From the front window of the American Legion hall in Lebanon, Kan., Phyllis Bell can still look across Main Street and pick out where Adams Clothing, Hobbs Variety, and Chadbourne's Shoe Shop used to stand. Right after World War II, farmers could come into town, get a haircut, buy a car, take in a movie, or shop at one of Lebanon's seven grocery stores.
Now, the commercial district has dwindled to a branch bank, LaDow Market, and a beauty shop, where the hairstyles have evolved from the beehive 1950s - and cost more. With fewer than 300 residents, the town can no longer support a high school (closed in 1984) or a grade school (shuttered in 1991). Even many of the homes sit vacant.
"When we tear down those houses, they still find dust from the Dust Bowl" - usually in the rafters, says Ms. Bell, managing editor for the Lebanon Times, a weekly newspaper.
Welcome to Smith County, home of the geographic center of the contiguous United States, the Kansas state song "Home on the Range" - and the reemergence of America's frontier. As strange as it may sound, more than a century after Americans laid to rest the notion of a frontier, it's reappearing here on the Great Plains.
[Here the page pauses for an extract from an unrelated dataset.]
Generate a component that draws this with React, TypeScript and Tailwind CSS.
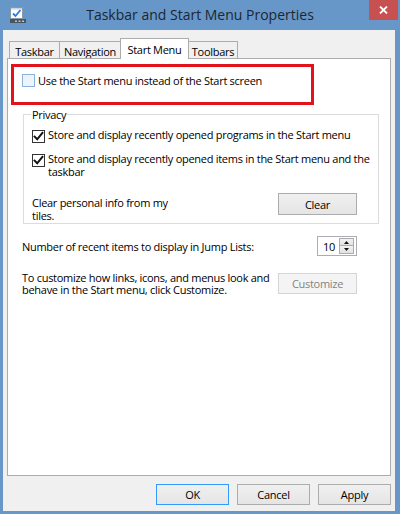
import React from "react";

const font = { fontFamily: '"Open Sans", "Noto Sans", sans-serif' };

function CheckBox({ checked, hot }: { checked?: boolean; hot?: boolean }) {
  return (
    <div
      className={
        "w-[13px] h-[13px] shrink-0 border flex items-center justify-center " +
        (hot ? "border-[#8AB2DC] bg-[#EEF4FB]" : "border-[#333333] bg-white")
      }
    >
      {checked && (
        <svg width="11" height="11" viewBox="0 0 11 11">
          <path d="M1.6 5.6 L4.2 8.3 L9.4 1.8" fill="none" stroke="#111" strokeWidth="2" strokeLinecap="square" />
        </svg>
      )}
    </div>
  );
}

function WinButton({ label, w, h = "h-[21px]", primary, disabled }: { label: string; w: string; h?: string; primary?: boolean; disabled?: boolean }) {
  let cls = "border-[#ACACAC] bg-gradient-to-b from-[#F0F0F0] to-[#E5E5E5] text-black";
  if (primary) cls = "border-[#3399FF] bg-gradient-to-b from-[#F0F0F0] to-[#E5E5E5] text-black";
  if (disabled) cls = "border-[#D5D5D5] bg-[#F4F4F4] text-[#838383]";
  return (
    <button className={`${w} ${h} shrink-0 border flex items-center justify-center text-[11px] tracking-[-0.28px] leading-none ${cls}`}>
      {label}
    </button>
  );
}

function Tab({ label, w, active, first }: { label: string; w: string; active?: boolean; first?: boolean }) {
  return (
    <div
      className={
        `${w} border border-b-0 border-[#ACACAC] flex justify-center text-[11px] tracking-[-0.28px] leading-[13px] ` +
        (first ? "" : "-ml-px ") +
        (active ? "h-[21px] bg-white relative z-10 -mb-px pt-[4px]" : "h-[17px] bg-[#F0F0F0] pt-[3px]")
      }
    >
      {label}
    </div>
  );
}

function AppIcon() {
  return (
    <svg width="16" height="17" viewBox="0 0 16 17">
      <rect x="0.5" y="0.5" width="12" height="11" fill="#fff" stroke="#8a99a8" />
      <rect x="1" y="1" width="11" height="1.5" fill="#c8d4e0" />
      <path d="M3 6.5 L5.5 9 L10.5 3" fill="none" stroke="#2a7fd4" strokeWidth="1.8" />
      <rect x="0" y="12" width="16" height="4" fill="#4a5360" />
      <rect x="5" y="13.5" width="2" height="1.5" fill="#b7c2cc" />
      <rect x="8.5" y="13.5" width="2" height="1.5" fill="#b7c2cc" />
      <rect x="12" y="13.5" width="2" height="1.5" fill="#b7c2cc" />
    </svg>
  );
}

export default function App() {
  return (
    <div className="w-[400px] h-[514px] bg-[#6797C8] flex flex-col overflow-hidden text-black" style={font}>
      {/* Title bar */}
      <div className="h-[30px] shrink-0 grid grid-cols-[1fr_auto_1fr]">
        <div className="pl-[10px] pt-[7px]">
          <AppIcon />
        </div>
        <div className="text-[14px] leading-[30px] text-[#1E2630]">Taskbar and Start Menu Properties</div>
        <div className="flex justify-end items-start pr-[2px]">
          <div className="w-[29px] h-[20px] bg-[#C75050] flex items-center justify-center">
            <svg width="9" height="8" viewBox="0 0 9 8">
              <path d="M1 0.5 L8 7.5 M8 0.5 L1 7.5" stroke="#fff" strokeWidth="1.8" />
            </svg>
          </div>
        </div>
      </div>

      {/* Client area */}
      <div className="flex-1 ml-[3px] mr-[5px] mb-[3px] bg-[#F0F0F0] flex flex-col px-[4px] pt-[8px] pb-[6px]">
        <div className="h-[20px] flex items-end pl-[2px]">
          <Tab label="Taskbar" w="w-[51px]" first />
          <Tab label="Navigation" w="w-[62px]" />
          <Tab label="Start Menu" w="w-[69px]" active />
          <Tab label="Toolbars" w="w-[50px]" />
        </div>

        <div className="h-[418px] border border-[#ACACAC] bg-white text-[11px] tracking-[-0.28px] leading-[13px]">
          {/* highlighted option */}
          <div className="mt-[5px] ml-[3px] w-[303px] h-[41px] border-[3px] border-[#E3131B] pl-[8px] pt-[7px]">
            <div className="flex items-center gap-[3px]">
              <CheckBox hot />
              <span>Use the Start menu instead of the Start screen</span>
            </div>
          </div>

          {/* Privacy group */}
          <fieldset className="mt-[3px] ml-[15px] w-[356px] min-w-0 border border-[#DCDCDC] pl-[8px] pr-[21px] pb-[1px]">
            <legend className="ml-[-1px] px-[1px]">Privacy</legend>
            <div className="mt-[7px] flex items-start gap-[3px]">
              <div className="mt-[2px]">
                <CheckBox checked />
              </div>
              <span className="whitespace-nowrap">Store and display recently opened programs in the Start menu</span>
            </div>
            <div className="mt-[9px] flex items-start gap-[3px]">
              <div className="mt-[2px]">
                <CheckBox checked />
              </div>
              <span className="whitespace-nowrap">
                Store and display recently opened items in the Start menu and the
                <br />
                taskbar
              </span>
            </div>
            <div className="mt-[15px] flex items-start justify-between">
              <span className="mt-[3px]">
                Clear personal info from my
                <br />
                tiles.
              </span>
              <WinButton label="Clear" w="w-[79px]" h="h-[22px]" />
            </div>
          </fieldset>

          <div className="pl-[14px] pr-[33px]">
            <div className="mt-[12px] flex items-center justify-between">
              <span>Number of recent items to display in Jump Lists:</span>
              <div className="w-[40px] h-[20px] border border-[#ABADB3] bg-white flex items-center">
                <span className="flex-1 text-right pr-[4px] leading-none">10</span>
                <div className="w-[15px] h-[16px] mr-[2px] flex flex-col">
                  <div className="h-[8px] border border-[#ACACAC] bg-gradient-to-b from-[#F2F2F2] to-[#E2E2E2] flex items-center justify-center">
                    <svg width="5" height="3" viewBox="0 0 5 3">
                      <path d="M0 3 L2.5 0 L5 3 Z" fill="#111" />
                    </svg>
                  </div>
                  <div className="h-[8px] border border-t-0 border-[#ACACAC] bg-gradient-to-b from-[#F2F2F2] to-[#E2E2E2] flex items-center justify-center">
                    <svg width="5" height="3" viewBox="0 0 5 3">
                      <path d="M0 0 L2.5 3 L5 0 Z" fill="#111" />
                    </svg>
                  </div>
                </div>
              </div>
            </div>

            <div className="mt-[17px] flex items-start justify-between">
              <span className="whitespace-nowrap -mt-[1px] leading-[12px]">
                To customize how links, icons, and menus look and
                <br />
                behave in the Start menu, click Customize.
              </span>
              <WinButton label="Customize" w="w-[79px]" disabled />
            </div>
          </div>
        </div>

        <div className="mt-[8px] flex justify-end gap-[8px]">
          <WinButton label="OK" w="w-[73px]" primary />
          <WinButton label="Cancel" w="w-[73px]" />
          <WinButton label="Apply" w="w-[73px]" />
        </div>
      </div>
    </div>
  );
}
Only this time, it doesn't involve people moving in, and it doesn't carry the sense of hope and progress of a nation expanding. Instead, it involves people moving out and represents a part of a nation contracting.
The region is losing so many rural people that 261 Plains counties hold fewer than six residents per square mile (an old census yardstick for "frontier"). That represents more than one-eighth of the contiguous US - an area larger than France and Germany, but more sparsely populated than any nation on earth. You'd have to travel to places like the North Pole or Greenland to find fewer people per square mile.
And the nation's frontier midsection is expanding. While frontier counties west of the Rocky Mountains are generally filling up, the rural Plains continue to empty out. Already, the frontier has pushed beyond the traditional eastern boundary of the Plains into eastern Kansas, the eastern edge of the Dakotas, and even into northwest Minnesota.
In many ways, this hollowing out of the heartland is spawning a regional crisis. Hundreds of small towns are disappearing from the map. The lack of local jobs and the allure of cities are sucking young people out like a prairie twister.
Left behind is a population edging toward retirement and businesses coping with the paradox of a dwindling customer base and a shortage of workers. Thinly funded social and government services are straining to keep up, too.
In this downward demographic spiral, poverty often spreads: Some economists believe the frontier Plains will become the next Appalachia.
Even more broadly, the spreading frontier is challenging America's sense of itself. After all, this is the place where the local barbershop and corner drugstore still exist, where neighbors really do look out for one another, and people cling to small-town values of hard work and keeping one's word. While it's easy to romanticize these places, they nonetheless represent a bedrock of American character - a bedrock that's eroding away.
"This is a region full of mainstream white Americans who played by the rules," says Frank Popper, a land-use planner at Rutgers University, who has publicized the frontier's reappearance. "If that region declines, it makes you wonder about the moral validity of the American success drive."
Yet some theorists argue that America's forgotten crisis isn't really a crisis at all. They argue that the semiarid Plains were never meant to hold large populations. Perhaps it should let its people go, they say, and cradle instead ribbons of interstate highways, big windmills, and ever fewer megafarms. Or maybe it will revert to a kind of huge outdoor zoo of the early 1800s, when settlers were few and buffalo roamed freely.
Others say the region's deeply rooted resourcefulness and entrepreneurial spirit will lead to new models of growth. Either way, the heartland frontier holds lessons for other parts of rural America. Many counties face the same pressures of decline; others grow, suddenly, into suburbs and lose their rural character.